== Task statement ==
Quote the listing below in its entirety, omitting every image.

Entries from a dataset
::::

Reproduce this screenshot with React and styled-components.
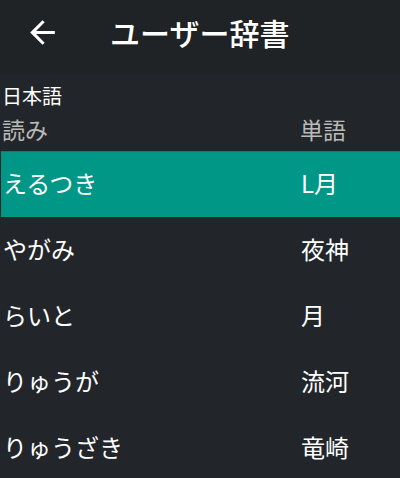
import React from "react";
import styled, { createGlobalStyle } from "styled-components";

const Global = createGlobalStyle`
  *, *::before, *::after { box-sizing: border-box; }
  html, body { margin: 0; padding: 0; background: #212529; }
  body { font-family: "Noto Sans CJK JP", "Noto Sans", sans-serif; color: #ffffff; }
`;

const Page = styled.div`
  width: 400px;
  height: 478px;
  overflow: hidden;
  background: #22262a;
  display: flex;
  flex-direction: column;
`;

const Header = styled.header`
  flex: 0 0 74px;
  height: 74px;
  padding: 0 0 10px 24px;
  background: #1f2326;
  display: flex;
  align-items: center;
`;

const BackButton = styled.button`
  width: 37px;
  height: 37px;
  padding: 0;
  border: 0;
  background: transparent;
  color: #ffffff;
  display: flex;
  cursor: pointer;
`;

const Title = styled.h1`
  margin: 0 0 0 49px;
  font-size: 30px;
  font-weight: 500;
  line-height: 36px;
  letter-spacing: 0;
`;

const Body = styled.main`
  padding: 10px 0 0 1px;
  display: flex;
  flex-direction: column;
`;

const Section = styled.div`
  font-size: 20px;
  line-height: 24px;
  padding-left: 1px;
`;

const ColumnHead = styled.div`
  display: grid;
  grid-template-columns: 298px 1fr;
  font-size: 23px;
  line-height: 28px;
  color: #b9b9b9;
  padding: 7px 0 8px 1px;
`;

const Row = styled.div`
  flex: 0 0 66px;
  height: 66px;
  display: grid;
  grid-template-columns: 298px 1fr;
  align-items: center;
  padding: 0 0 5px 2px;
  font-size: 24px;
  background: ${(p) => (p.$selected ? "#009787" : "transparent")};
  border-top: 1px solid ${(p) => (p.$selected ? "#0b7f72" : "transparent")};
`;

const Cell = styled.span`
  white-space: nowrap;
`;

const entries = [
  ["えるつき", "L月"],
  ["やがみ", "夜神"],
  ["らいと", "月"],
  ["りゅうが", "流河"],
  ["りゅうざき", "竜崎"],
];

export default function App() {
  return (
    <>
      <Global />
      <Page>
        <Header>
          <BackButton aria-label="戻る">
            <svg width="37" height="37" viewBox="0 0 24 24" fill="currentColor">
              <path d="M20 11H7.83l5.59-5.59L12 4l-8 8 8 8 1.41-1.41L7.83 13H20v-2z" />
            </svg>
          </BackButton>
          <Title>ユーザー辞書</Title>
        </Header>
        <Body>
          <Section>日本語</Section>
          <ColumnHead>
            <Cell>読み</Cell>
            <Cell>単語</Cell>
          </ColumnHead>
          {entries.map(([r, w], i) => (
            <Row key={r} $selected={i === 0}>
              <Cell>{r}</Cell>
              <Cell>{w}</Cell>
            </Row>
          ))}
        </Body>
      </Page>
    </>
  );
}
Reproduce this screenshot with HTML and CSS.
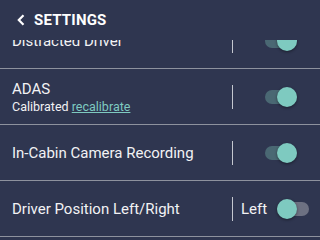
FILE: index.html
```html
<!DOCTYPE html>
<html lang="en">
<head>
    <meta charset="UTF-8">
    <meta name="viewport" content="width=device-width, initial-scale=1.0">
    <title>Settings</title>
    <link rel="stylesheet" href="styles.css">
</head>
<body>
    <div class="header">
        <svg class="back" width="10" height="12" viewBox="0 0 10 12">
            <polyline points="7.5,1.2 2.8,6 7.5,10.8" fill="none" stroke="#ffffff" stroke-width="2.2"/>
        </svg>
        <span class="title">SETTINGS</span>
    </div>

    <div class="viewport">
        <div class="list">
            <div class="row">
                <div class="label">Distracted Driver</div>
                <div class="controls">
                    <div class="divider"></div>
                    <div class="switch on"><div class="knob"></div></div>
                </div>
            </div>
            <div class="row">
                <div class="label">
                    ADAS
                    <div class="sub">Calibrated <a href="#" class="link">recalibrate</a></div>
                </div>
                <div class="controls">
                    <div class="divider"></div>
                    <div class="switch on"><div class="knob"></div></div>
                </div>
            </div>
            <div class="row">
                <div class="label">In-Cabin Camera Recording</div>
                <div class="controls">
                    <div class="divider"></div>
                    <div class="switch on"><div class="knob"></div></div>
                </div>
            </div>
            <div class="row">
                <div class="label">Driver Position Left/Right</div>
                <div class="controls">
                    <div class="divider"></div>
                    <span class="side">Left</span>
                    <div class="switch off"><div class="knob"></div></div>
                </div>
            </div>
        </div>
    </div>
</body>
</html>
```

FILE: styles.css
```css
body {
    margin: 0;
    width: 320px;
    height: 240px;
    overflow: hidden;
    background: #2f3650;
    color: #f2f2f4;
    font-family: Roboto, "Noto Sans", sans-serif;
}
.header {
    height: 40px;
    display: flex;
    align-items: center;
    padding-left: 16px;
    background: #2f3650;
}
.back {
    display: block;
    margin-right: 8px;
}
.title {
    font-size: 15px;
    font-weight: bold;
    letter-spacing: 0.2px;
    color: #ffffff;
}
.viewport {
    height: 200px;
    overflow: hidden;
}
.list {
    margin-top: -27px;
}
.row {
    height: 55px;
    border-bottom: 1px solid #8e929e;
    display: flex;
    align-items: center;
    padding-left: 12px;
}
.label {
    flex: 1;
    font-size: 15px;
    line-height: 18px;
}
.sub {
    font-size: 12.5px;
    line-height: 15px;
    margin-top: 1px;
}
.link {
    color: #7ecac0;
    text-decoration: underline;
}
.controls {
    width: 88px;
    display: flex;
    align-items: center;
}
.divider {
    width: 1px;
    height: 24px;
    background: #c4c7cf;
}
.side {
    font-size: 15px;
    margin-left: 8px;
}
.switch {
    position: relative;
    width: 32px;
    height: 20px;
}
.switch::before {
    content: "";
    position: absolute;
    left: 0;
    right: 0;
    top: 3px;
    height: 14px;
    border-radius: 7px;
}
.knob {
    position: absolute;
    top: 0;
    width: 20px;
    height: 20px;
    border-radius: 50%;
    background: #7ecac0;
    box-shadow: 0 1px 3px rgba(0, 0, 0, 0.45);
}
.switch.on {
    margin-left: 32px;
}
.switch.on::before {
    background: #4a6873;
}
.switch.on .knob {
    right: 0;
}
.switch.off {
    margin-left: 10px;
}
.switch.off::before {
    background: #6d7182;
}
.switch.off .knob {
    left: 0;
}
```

::::

== Output for this exercise ==
Reproduce this screenshot with React and styled-components.
import React from "react";
import styled, { createGlobalStyle } from "styled-components";

const Global = createGlobalStyle`
  *, *::before, *::after { box-sizing: border-box; }
  html, body { margin: 0; padding: 0; background: #212529; }
  body { font-family: "Noto Sans CJK JP", "Noto Sans", sans-serif; color: #ffffff; }
`;

const Page = styled.div`
  width: 400px;
  height: 478px;
  overflow: hidden;
  background: #22262a;
  display: flex;
  flex-direction: column;
`;

const Header = styled.header`
  flex: 0 0 74px;
  height: 74px;
  padding: 0 0 10px 24px;
  background: #1f2326;
  display: flex;
  align-items: center;
`;

const BackButton = styled.button`
  width: 37px;
  height: 37px;
  padding: 0;
  border: 0;
  background: transparent;
  color: #ffffff;
  display: flex;
  cursor: pointer;
`;

const Title = styled.h1`
  margin: 0 0 0 49px;
  font-size: 30px;
  font-weight: 500;
  line-height: 36px;
  letter-spacing: 0;
`;

const Body = styled.main`
  padding: 10px 0 0 1px;
  display: flex;
  flex-direction: column;
`;

const Section = styled.div`
  font-size: 20px;
  line-height: 24px;
  padding-left: 1px;
`;

const ColumnHead = styled.div`
  display: grid;
  grid-template-columns: 298px 1fr;
  font-size: 23px;
  line-height: 28px;
  color: #b9b9b9;
  padding: 7px 0 8px 1px;
`;

const Row = styled.div`
  flex: 0 0 66px;
  height: 66px;
  display: grid;
  grid-template-columns: 298px 1fr;
  align-items: center;
  padding: 0 0 5px 2px;
  font-size: 24px;
  background: ${(p) => (p.$selected ? "#009787" : "transparent")};
  border-top: 1px solid ${(p) => (p.$selected ? "#0b7f72" : "transparent")};
`;

const Cell = styled.span`
  white-space: nowrap;
`;

const entries = [
  ["えるつき", "L月"],
  ["やがみ", "夜神"],
  ["らいと", "月"],
  ["りゅうが", "流河"],
  ["りゅうざき", "竜崎"],
];

export default function App() {
  return (
    <>
      <Global />
      <Page>
        <Header>
          <BackButton aria-label="戻る">
            <svg width="37" height="37" viewBox="0 0 24 24" fill="currentColor">
              <path d="M20 11H7.83l5.59-5.59L12 4l-8 8 8 8 1.41-1.41L7.83 13H20v-2z" />
            </svg>
          </BackButton>
          <Title>ユーザー辞書</Title>
        </Header>
        <Body>
          <Section>日本語</Section>
          <ColumnHead>
            <Cell>読み</Cell>
            <Cell>単語</Cell>
          </ColumnHead>
          {entries.map(([r, w], i) => (
            <Row key={r} $selected={i === 0}>
              <Cell>{r}</Cell>
              <Cell>{w}</Cell>
            </Row>
          ))}
        </Body>
      </Page>
    </>
  );
}
Reproduce this screenshot with HTML and CSS.
FILE: index.html
```html
<!DOCTYPE html>
<html lang="en">
<head>
    <meta charset="UTF-8">
    <meta name="viewport" content="width=device-width, initial-scale=1.0">
    <title>Settings</title>
    <link rel="stylesheet" href="styles.css">
</head>
<body>
    <div class="header">
        <svg class="back" width="10" height="12" viewBox="0 0 10 12">
            <polyline points="7.5,1.2 2.8,6 7.5,10.8" fill="none" stroke="#ffffff" stroke-width="2.2"/>
        </svg>
        <span class="title">SETTINGS</span>
    </div>

    <div class="viewport">
        <div class="list">
            <div class="row">
                <div class="label">Distracted Driver</div>
                <div class="controls">
                    <div class="divider"></div>
                    <div class="switch on"><div class="knob"></div></div>
                </div>
            </div>
            <div class="row">
                <div class="label">
                    ADAS
                    <div class="sub">Calibrated <a href="#" class="link">recalibrate</a></div>
                </div>
                <div class="controls">
                    <div class="divider"></div>
                    <div class="switch on"><div class="knob"></div></div>
                </div>
            </div>
            <div class="row">
                <div class="label">In-Cabin Camera Recording</div>
                <div class="controls">
                    <div class="divider"></div>
                    <div class="switch on"><div class="knob"></div></div>
                </div>
            </div>
            <div class="row">
                <div class="label">Driver Position Left/Right</div>
                <div class="controls">
                    <div class="divider"></div>
                    <span class="side">Left</span>
                    <div class="switch off"><div class="knob"></div></div>
                </div>
            </div>
        </div>
    </div>
</body>
</html>
```

FILE: styles.css
```css
body {
    margin: 0;
    width: 320px;
    height: 240px;
    overflow: hidden;
    background: #2f3650;
    color: #f2f2f4;
    font-family: Roboto, "Noto Sans", sans-serif;
}
.header {
    height: 40px;
    display: flex;
    align-items: center;
    padding-left: 16px;
    background: #2f3650;
}
.back {
    display: block;
    margin-right: 8px;
}
.title {
    font-size: 15px;
    font-weight: bold;
    letter-spacing: 0.2px;
    color: #ffffff;
}
.viewport {
    height: 200px;
    overflow: hidden;
}
.list {
    margin-top: -27px;
}
.row {
    height: 55px;
    border-bottom: 1px solid #8e929e;
    display: flex;
    align-items: center;
    padding-left: 12px;
}
.label {
    flex: 1;
    font-size: 15px;
    line-height: 18px;
}
.sub {
    font-size: 12.5px;
    line-height: 15px;
    margin-top: 1px;
}
.link {
    color: #7ecac0;
    text-decoration: underline;
}
.controls {
    width: 88px;
    display: flex;
    align-items: center;
}
.divider {
    width: 1px;
    height: 24px;
    background: #c4c7cf;
}
.side {
    font-size: 15px;
    margin-left: 8px;
}
.switch {
    position: relative;
    width: 32px;
    height: 20px;
}
.switch::before {
    content: "";
    position: absolute;
    left: 0;
    right: 0;
    top: 3px;
    height: 14px;
    border-radius: 7px;
}
.knob {
    position: absolute;
    top: 0;
    width: 20px;
    height: 20px;
    border-radius: 50%;
    background: #7ecac0;
    box-shadow: 0 1px 3px rgba(0, 0, 0, 0.45);
}
.switch.on {
    margin-left: 32px;
}
.switch.on::before {
    background: #4a6873;
}
.switch.on .knob {
    right: 0;
}
.switch.off {
    margin-left: 10px;
}
.switch.off::before {
    background: #6d7182;
}
.switch.off .knob {
    left: 0;
}
```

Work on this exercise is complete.